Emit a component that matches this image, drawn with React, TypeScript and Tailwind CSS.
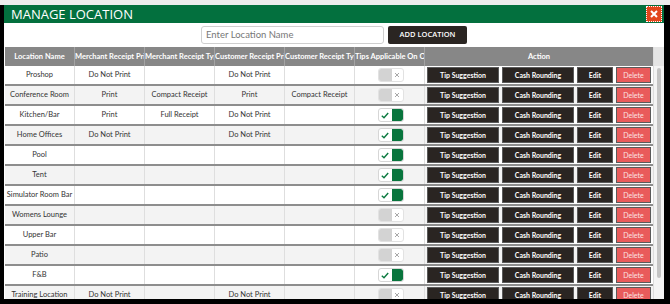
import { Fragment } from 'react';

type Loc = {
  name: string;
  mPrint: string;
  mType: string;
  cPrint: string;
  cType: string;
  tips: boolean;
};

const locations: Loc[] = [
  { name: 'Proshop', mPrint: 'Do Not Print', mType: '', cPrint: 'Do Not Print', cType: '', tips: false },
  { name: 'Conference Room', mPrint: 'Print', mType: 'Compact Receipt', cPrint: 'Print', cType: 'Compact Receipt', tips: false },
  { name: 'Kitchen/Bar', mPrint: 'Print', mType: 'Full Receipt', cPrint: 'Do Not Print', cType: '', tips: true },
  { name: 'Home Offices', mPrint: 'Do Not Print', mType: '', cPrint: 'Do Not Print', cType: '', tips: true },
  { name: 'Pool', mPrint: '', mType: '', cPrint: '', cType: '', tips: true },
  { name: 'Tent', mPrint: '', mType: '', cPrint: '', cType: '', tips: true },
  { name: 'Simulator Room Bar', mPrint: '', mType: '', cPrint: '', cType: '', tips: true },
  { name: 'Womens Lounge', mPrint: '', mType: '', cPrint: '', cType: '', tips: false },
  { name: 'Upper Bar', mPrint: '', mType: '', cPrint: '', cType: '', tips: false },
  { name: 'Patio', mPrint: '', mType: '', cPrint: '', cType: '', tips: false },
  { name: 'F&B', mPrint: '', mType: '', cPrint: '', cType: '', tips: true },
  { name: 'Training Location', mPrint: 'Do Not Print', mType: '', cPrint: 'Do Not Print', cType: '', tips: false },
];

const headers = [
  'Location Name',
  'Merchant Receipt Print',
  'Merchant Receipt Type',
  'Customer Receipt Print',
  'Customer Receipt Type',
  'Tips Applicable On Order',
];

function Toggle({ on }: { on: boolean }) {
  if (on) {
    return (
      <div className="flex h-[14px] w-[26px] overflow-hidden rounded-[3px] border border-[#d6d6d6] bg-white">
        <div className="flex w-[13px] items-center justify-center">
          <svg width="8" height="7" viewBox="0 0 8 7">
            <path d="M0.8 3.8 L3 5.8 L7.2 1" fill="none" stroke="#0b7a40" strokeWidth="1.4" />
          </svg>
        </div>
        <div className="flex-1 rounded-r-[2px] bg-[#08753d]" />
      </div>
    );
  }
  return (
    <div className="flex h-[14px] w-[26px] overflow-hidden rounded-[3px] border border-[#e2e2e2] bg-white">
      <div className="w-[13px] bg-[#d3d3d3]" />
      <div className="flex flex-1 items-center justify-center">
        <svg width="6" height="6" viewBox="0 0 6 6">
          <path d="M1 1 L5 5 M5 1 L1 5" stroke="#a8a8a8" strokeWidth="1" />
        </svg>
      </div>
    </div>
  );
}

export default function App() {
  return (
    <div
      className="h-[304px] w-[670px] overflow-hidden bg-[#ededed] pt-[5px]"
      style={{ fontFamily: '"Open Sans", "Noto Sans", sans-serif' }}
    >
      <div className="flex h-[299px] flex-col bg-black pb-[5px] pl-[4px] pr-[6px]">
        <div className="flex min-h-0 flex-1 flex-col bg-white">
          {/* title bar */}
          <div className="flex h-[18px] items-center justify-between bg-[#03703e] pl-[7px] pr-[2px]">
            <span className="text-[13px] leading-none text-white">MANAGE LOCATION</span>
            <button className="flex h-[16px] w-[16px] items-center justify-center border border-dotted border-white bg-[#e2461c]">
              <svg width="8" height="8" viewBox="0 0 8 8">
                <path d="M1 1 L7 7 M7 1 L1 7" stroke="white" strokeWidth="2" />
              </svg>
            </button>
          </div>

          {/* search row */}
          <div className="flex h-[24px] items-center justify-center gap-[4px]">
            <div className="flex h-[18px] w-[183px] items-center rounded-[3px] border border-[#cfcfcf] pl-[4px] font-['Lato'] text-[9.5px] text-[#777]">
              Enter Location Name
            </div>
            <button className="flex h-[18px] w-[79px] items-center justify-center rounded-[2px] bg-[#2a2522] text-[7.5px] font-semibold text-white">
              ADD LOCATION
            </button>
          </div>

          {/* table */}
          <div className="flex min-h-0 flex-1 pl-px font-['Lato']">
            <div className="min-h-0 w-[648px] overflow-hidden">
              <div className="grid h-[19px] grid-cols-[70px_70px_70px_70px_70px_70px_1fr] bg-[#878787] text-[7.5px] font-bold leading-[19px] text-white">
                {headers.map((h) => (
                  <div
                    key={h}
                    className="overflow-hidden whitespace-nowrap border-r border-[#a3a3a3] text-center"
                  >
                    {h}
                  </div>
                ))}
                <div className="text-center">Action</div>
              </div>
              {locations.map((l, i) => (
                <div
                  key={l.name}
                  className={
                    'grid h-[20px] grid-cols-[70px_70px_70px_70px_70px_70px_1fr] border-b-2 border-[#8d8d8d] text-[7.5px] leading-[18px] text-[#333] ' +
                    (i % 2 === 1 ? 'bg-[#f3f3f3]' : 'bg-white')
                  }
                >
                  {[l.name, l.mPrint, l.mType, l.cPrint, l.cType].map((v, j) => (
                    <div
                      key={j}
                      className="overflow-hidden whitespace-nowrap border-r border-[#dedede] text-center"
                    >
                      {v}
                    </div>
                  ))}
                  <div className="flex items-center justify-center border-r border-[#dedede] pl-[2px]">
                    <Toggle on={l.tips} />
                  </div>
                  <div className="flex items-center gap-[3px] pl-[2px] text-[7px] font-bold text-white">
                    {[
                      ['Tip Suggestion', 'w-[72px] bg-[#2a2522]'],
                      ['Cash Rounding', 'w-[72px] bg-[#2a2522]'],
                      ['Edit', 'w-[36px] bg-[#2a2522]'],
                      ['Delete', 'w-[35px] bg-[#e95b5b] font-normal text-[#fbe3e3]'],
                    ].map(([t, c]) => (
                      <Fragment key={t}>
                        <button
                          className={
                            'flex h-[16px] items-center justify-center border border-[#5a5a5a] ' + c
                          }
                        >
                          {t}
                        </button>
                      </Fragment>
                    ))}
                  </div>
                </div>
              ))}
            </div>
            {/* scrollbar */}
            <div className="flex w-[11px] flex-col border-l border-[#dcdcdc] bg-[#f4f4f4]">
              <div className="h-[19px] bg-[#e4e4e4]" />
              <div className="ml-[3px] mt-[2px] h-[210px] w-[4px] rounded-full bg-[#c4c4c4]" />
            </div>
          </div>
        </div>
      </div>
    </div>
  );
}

EXERCISE DETAILS: Repeat all of the data above word for word, minus the pictures.

EXERCISE RESULT:
Emit a component that matches this image, drawn with React, TypeScript and Tailwind CSS.
import { Fragment } from 'react';

type Loc = {
  name: string;
  mPrint: string;
  mType: string;
  cPrint: string;
  cType: string;
  tips: boolean;
};

const locations: Loc[] = [
  { name: 'Proshop', mPrint: 'Do Not Print', mType: '', cPrint: 'Do Not Print', cType: '', tips: false },
  { name: 'Conference Room', mPrint: 'Print', mType: 'Compact Receipt', cPrint: 'Print', cType: 'Compact Receipt', tips: false },
  { name: 'Kitchen/Bar', mPrint: 'Print', mType: 'Full Receipt', cPrint: 'Do Not Print', cType: '', tips: true },
  { name: 'Home Offices', mPrint: 'Do Not Print', mType: '', cPrint: 'Do Not Print', cType: '', tips: true },
  { name: 'Pool', mPrint: '', mType: '', cPrint: '', cType: '', tips: true },
  { name: 'Tent', mPrint: '', mType: '', cPrint: '', cType: '', tips: true },
  { name: 'Simulator Room Bar', mPrint: '', mType: '', cPrint: '', cType: '', tips: true },
  { name: 'Womens Lounge', mPrint: '', mType: '', cPrint: '', cType: '', tips: false },
  { name: 'Upper Bar', mPrint: '', mType: '', cPrint: '', cType: '', tips: false },
  { name: 'Patio', mPrint: '', mType: '', cPrint: '', cType: '', tips: false },
  { name: 'F&B', mPrint: '', mType: '', cPrint: '', cType: '', tips: true },
  { name: 'Training Location', mPrint: 'Do Not Print', mType: '', cPrint: 'Do Not Print', cType: '', tips: false },
];

const headers = [
  'Location Name',
  'Merchant Receipt Print',
  'Merchant Receipt Type',
  'Customer Receipt Print',
  'Customer Receipt Type',
  'Tips Applicable On Order',
];

function Toggle({ on }: { on: boolean }) {
  if (on) {
    return (
      <div className="flex h-[14px] w-[26px] overflow-hidden rounded-[3px] border border-[#d6d6d6] bg-white">
        <div className="flex w-[13px] items-center justify-center">
          <svg width="8" height="7" viewBox="0 0 8 7">
            <path d="M0.8 3.8 L3 5.8 L7.2 1" fill="none" stroke="#0b7a40" strokeWidth="1.4" />
          </svg>
        </div>
        <div className="flex-1 rounded-r-[2px] bg-[#08753d]" />
      </div>
    );
  }
  return (
    <div className="flex h-[14px] w-[26px] overflow-hidden rounded-[3px] border border-[#e2e2e2] bg-white">
      <div className="w-[13px] bg-[#d3d3d3]" />
      <div className="flex flex-1 items-center justify-center">
        <svg width="6" height="6" viewBox="0 0 6 6">
          <path d="M1 1 L5 5 M5 1 L1 5" stroke="#a8a8a8" strokeWidth="1" />
        </svg>
      </div>
    </div>
  );
}

export default function App() {
  return (
    <div
      className="h-[304px] w-[670px] overflow-hidden bg-[#ededed] pt-[5px]"
      style={{ fontFamily: '"Open Sans", "Noto Sans", sans-serif' }}
    >
      <div className="flex h-[299px] flex-col bg-black pb-[5px] pl-[4px] pr-[6px]">
        <div className="flex min-h-0 flex-1 flex-col bg-white">
          {/* title bar */}
          <div className="flex h-[18px] items-center justify-between bg-[#03703e] pl-[7px] pr-[2px]">
            <span className="text-[13px] leading-none text-white">MANAGE LOCATION</span>
            <button className="flex h-[16px] w-[16px] items-center justify-center border border-dotted border-white bg-[#e2461c]">
              <svg width="8" height="8" viewBox="0 0 8 8">
                <path d="M1 1 L7 7 M7 1 L1 7" stroke="white" strokeWidth="2" />
              </svg>
            </button>
          </div>

          {/* search row */}
          <div className="flex h-[24px] items-center justify-center gap-[4px]">
            <div className="flex h-[18px] w-[183px] items-center rounded-[3px] border border-[#cfcfcf] pl-[4px] font-['Lato'] text-[9.5px] text-[#777]">
              Enter Location Name
            </div>
            <button className="flex h-[18px] w-[79px] items-center justify-center rounded-[2px] bg-[#2a2522] text-[7.5px] font-semibold text-white">
              ADD LOCATION
            </button>
          </div>

          {/* table */}
          <div className="flex min-h-0 flex-1 pl-px font-['Lato']">
            <div className="min-h-0 w-[648px] overflow-hidden">
              <div className="grid h-[19px] grid-cols-[70px_70px_70px_70px_70px_70px_1fr] bg-[#878787] text-[7.5px] font-bold leading-[19px] text-white">
                {headers.map((h) => (
                  <div
                    key={h}
                    className="overflow-hidden whitespace-nowrap border-r border-[#a3a3a3] text-center"
                  >
                    {h}
                  </div>
                ))}
                <div className="text-center">Action</div>
              </div>
              {locations.map((l, i) => (
                <div
                  key={l.name}
                  className={
                    'grid h-[20px] grid-cols-[70px_70px_70px_70px_70px_70px_1fr] border-b-2 border-[#8d8d8d] text-[7.5px] leading-[18px] text-[#333] ' +
                    (i % 2 === 1 ? 'bg-[#f3f3f3]' : 'bg-white')
                  }
                >
                  {[l.name, l.mPrint, l.mType, l.cPrint, l.cType].map((v, j) => (
                    <div
                      key={j}
                      className="overflow-hidden whitespace-nowrap border-r border-[#dedede] text-center"
                    >
                      {v}
                    </div>
                  ))}
                  <div className="flex items-center justify-center border-r border-[#dedede] pl-[2px]">
                    <Toggle on={l.tips} />
                  </div>
                  <div className="flex items-center gap-[3px] pl-[2px] text-[7px] font-bold text-white">
                    {[
                      ['Tip Suggestion', 'w-[72px] bg-[#2a2522]'],
                      ['Cash Rounding', 'w-[72px] bg-[#2a2522]'],
                      ['Edit', 'w-[36px] bg-[#2a2522]'],
                      ['Delete', 'w-[35px] bg-[#e95b5b] font-normal text-[#fbe3e3]'],
                    ].map(([t, c]) => (
                      <Fragment key={t}>
                        <button
                          className={
                            'flex h-[16px] items-center justify-center border border-[#5a5a5a] ' + c
                          }
                        >
                          {t}
                        </button>
                      </Fragment>
                    ))}
                  </div>
                </div>
              ))}
            </div>
            {/* scrollbar */}
            <div className="flex w-[11px] flex-col border-l border-[#dcdcdc] bg-[#f4f4f4]">
              <div className="h-[19px] bg-[#e4e4e4]" />
              <div className="ml-[3px] mt-[2px] h-[210px] w-[4px] rounded-full bg-[#c4c4c4]" />
            </div>
          </div>
        </div>
      </div>
    </div>
  );
}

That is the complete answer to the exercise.